• GIVEN INFORMATION
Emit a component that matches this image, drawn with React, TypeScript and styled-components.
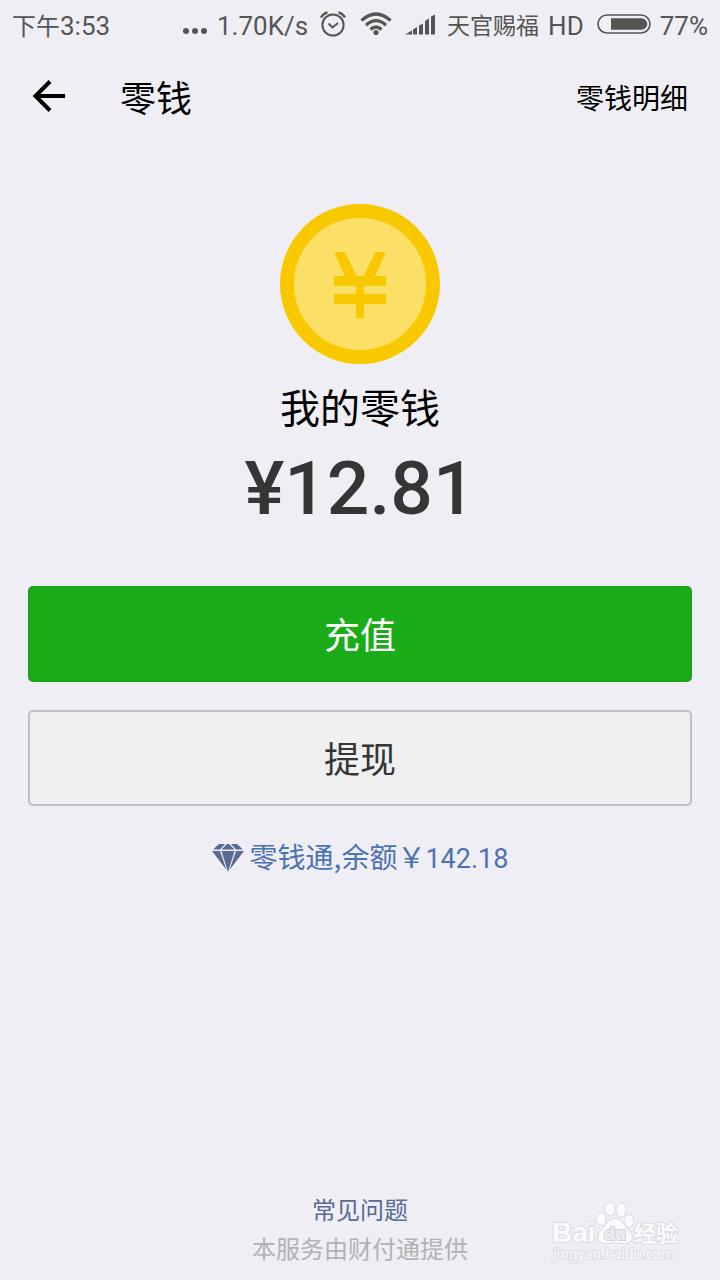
import React from 'react';
import styled, { createGlobalStyle } from 'styled-components';

const GlobalStyle = createGlobalStyle`
  *, *::before, *::after { box-sizing: border-box; }
  body {
    margin: 0;
    background: #efeef4;
    font-family: Roboto, "Noto Sans CJK SC", sans-serif;
  }
  h1, h2, p { margin: 0; font-weight: 400; }
  svg { display: block; flex: none; }
`;

const Page = styled.div`
  position: relative;
  min-height: 100vh;
  display: flex;
  flex-direction: column;
`;

const StatusBar = styled.div`
  display: flex;
  align-items: center;
  justify-content: space-between;
  height: 50px;
  padding: 0 12px;
  color: #555555;
  line-height: 28px;
`;

const StatusGroup = styled.div`
  display: flex;
  align-items: center;
`;

const StatusText = styled.span<{ $gap?: number }>`
  font-size: 26px;
  line-height: 28px;
  margin-left: ${p => p.$gap ?? 0}px;
  padding-top: 2px;
  white-space: nowrap;
`;

const StatusHan = styled(StatusText)<{ $small?: boolean }>`
  font-size: ${p => (p.$small ? 23 : 24)}px;
  padding-top: 4px;
`;

const StatusIcon = styled.svg<{ $gap: number }>`
  margin-left: ${p => p.$gap}px;
`;

const Header = styled.header`
  display: flex;
  align-items: center;
  height: 94px;
  padding: 0 32px;
  color: #000;
`;

const BackButton = styled.button`
  border: 0;
  padding: 0 0 2px;
  background: none;
  color: inherit;
  cursor: pointer;
`;

const Title = styled.h1`
  flex: 1;
  margin-left: 54px;
  padding-top: 6px;
  font-size: 36px;
  line-height: 48px;
`;

const HeaderLink = styled.a`
  padding-top: 6px;
  color: inherit;
  font-size: 28px;
  line-height: 40px;
  text-decoration: none;
`;

const Main = styled.main`
  flex: 1;
  display: flex;
  flex-direction: column;
  align-items: center;
  padding: 60px 28px 28px;
`;

const Label = styled.h2`
  margin-top: 18px;
  color: #000;
  font-size: 40px;
  line-height: 56px;
`;

const Balance = styled.p`
  margin-top: 6px;
  color: #353535;
  font-size: 75px;
  font-weight: 500;
  line-height: 88px;
`;

const Actions = styled.div`
  align-self: stretch;
  display: flex;
  flex-direction: column;
  gap: 28px;
  margin-top: 54px;
`;

const ActionButton = styled.button<{ $primary?: boolean }>`
  height: 96px;
  padding: 6px 0 0;
  border: 2px solid ${p => (p.$primary ? '#1ea01e' : '#bfbfbf')};
  border-radius: 5px;
  background: ${p => (p.$primary ? '#1aad19' : '#f0f0f0')};
  color: ${p => (p.$primary ? '#fff' : '#353535')};
  font-family: inherit;
  font-size: 36px;
  line-height: 48px;
  cursor: pointer;
`;

const FundLink = styled.a`
  display: flex;
  align-items: center;
  gap: 6px;
  margin-top: 30px;
  color: #4c72b4;
  line-height: 40px;
  text-decoration: none;
`;

const FundText = styled.span`
  font-family: "Noto Sans CJK SC", sans-serif;
  font-size: 28px;
`;

const FundAmount = styled.span`
  font-family: Roboto, sans-serif;
  font-size: 27px;
`;

const Footer = styled.footer`
  display: flex;
  flex-direction: column;
  align-items: center;
  gap: 3px;
  padding-bottom: 12px;
  font-size: 24px;
  line-height: 36px;
`;

const HelpLink = styled.a`
  color: #576b95;
  text-decoration: none;
`;

const Provider = styled.p`
  color: #b2b2b2;
`;

const Watermark = styled.svg`
  position: absolute;
  right: 36px;
  bottom: 12px;
`;

export default function App() {
  return (
    <>
      <GlobalStyle />
      <Page>
        <StatusBar>
          <StatusGroup>
            <StatusHan>下午</StatusHan>
            <StatusText>3:53</StatusText>
          </StatusGroup>
          <StatusGroup>
            <svg width="24" height="26" viewBox="0 0 24 26" fill="#555">
              <circle cx="3" cy="19" r="3" />
              <circle cx="12" cy="19" r="3" />
              <circle cx="21" cy="19" r="3" />
            </svg>
            <StatusText $gap={10}>1.70K/s</StatusText>
            <StatusIcon $gap={11} width="28" height="28" viewBox="0 0 28 28" fill="none" stroke="#555" strokeWidth="2">
              <circle cx="14" cy="14" r="10.6" />
              <path d="M9.5 12.5 13.5 16.5 19 12" />
              <path d="M2 6.500Q4 2.500 8.500 1.300M26 6.500Q24 2.500 19.500 1.300" strokeWidth="2.400" />
            </StatusIcon>
            <StatusIcon $gap={13} width="32" height="28" viewBox="0 0 32 28" fill="none" stroke="#555" strokeWidth="3.200">
              <path d="M1.500 9.500Q16-3.500 30.500 9.500" />
              <path d="M6 14.200Q16 5 26 14.200" />
              <path d="M10.500 18.500Q16 13.500 21.500 18.500" />
              <circle cx="16" cy="21.500" r="2.600" fill="#555" stroke="none" />
            </StatusIcon>
            <StatusIcon $gap={13} width="31" height="28" viewBox="0 0 31 28" fill="#555">
              <path d="M0 23.500 7 19.500V23.500ZM8 18.500 12 16V23.500H8ZM14 14.500 18 12.500V23.500H14ZM20 10 24 7.500V23.500H20ZM26 5.500 30 3.500V23.500H26Z" />
            </StatusIcon>
            <StatusHan $small $gap={11}>天官赐福</StatusHan>
            <StatusText $gap={9}>HD</StatusText>
            <StatusIcon $gap={13} width="54" height="28" viewBox="0 0 54 28">
              <rect x="1" y="4" width="52" height="18" rx="9" fill="none" stroke="#555" strokeWidth="1.600" />
              <path d="M14 7.200H44.500A5.800 5.800 0 0 1 44.500 18.800H14Z" fill="#555" />
            </StatusIcon>
            <StatusText $gap={9}>77%</StatusText>
          </StatusGroup>
        </StatusBar>

        <Header>
          <BackButton aria-label="返回">
            <svg width="34" height="32" viewBox="0 0 34 32" fill="none" stroke="#000" strokeWidth="4">
              <path d="M18 1.500 3.500 16 18 30.500M3 16H33" />
            </svg>
          </BackButton>
          <Title>零钱</Title>
          <HeaderLink href="#details">零钱明细</HeaderLink>
        </Header>

        <Main>
          <svg width="160" height="160" viewBox="0 0 160 160">
            <circle cx="80" cy="80" r="73" fill="#fcdf67" stroke="#f9c900" strokeWidth="14" />
            <path
              d="M54 48H65L76.500 72H84L95 48H106L95 72H106V82H84V90H106V100H84V114H76V100H54V90H76V82H54V72H65Z"
              fill="#f9c900"
            />
          </svg>
          <Label>我的零钱</Label>
          <Balance>¥12.81</Balance>
          <Actions>
            <ActionButton $primary>充值</ActionButton>
            <ActionButton>提现</ActionButton>
          </Actions>
          <FundLink href="#fund">
            <svg width="32" height="28" viewBox="0 0 32 28" fill="#576b95">
              <path d="M7 0H13L8 5.500H1ZM15 0H17L22.500 5.500H9.500ZM19 0H25L31 5.500H24ZM0 7H8L14.500 26ZM9.500 7H22.500L16 28ZM24 7H32L17.500 26Z" />
            </svg>
            <FundText>
              零钱通,余额￥<FundAmount>142.18</FundAmount>
            </FundText>
          </FundLink>
        </Main>

        <Footer>
          <HelpLink href="#help">常见问题</HelpLink>
          <Provider>本服务由财付通提供</Provider>
        </Footer>

        <Watermark
          width="134"
          height="68"
          viewBox="0 0 134 68"
          fill="#fbfbfd"
          stroke="#dcdce2"
          strokeWidth="2"
          paintOrder="stroke"
          fontFamily="'Liberation Sans', 'Noto Sans CJK SC', sans-serif"
        >
          <text x="2" y="42" fontSize="28" fontWeight="700">Bai</text>
          <ellipse cx="51" cy="19" rx="4.500" ry="6" />
          <ellipse cx="60" cy="9" rx="4.500" ry="6.500" />
          <ellipse cx="71" cy="10" rx="4.500" ry="6.500" />
          <ellipse cx="79" cy="21" rx="4.500" ry="6" />
          <path d="M65 19C58 19 56 26 51 31C45 37 49 44 57 43C62 42 68 42 73 43C81 44 85 37 79 31C74 26 72 19 65 19Z" />
          <text x="54" y="40" fontSize="18" fontWeight="700" fill="#eeeef3" stroke="#d2d2d8">du</text>
          <text x="84" y="41" fontSize="22" fontWeight="700">经验</text>
          <text x="3" y="59" fontSize="14" fontFamily="'Noto Sans', sans-serif">jingyan.baidu.com</text>
        </Watermark>
      </Page>
    </>
  );
}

• EXERCISE
Read the data above and pull out each line that holds the string "components".

• ANSWER BELOW
Emit a component that matches this image, drawn with React, TypeScript and styled-components.
import styled, { createGlobalStyle } from 'styled-components';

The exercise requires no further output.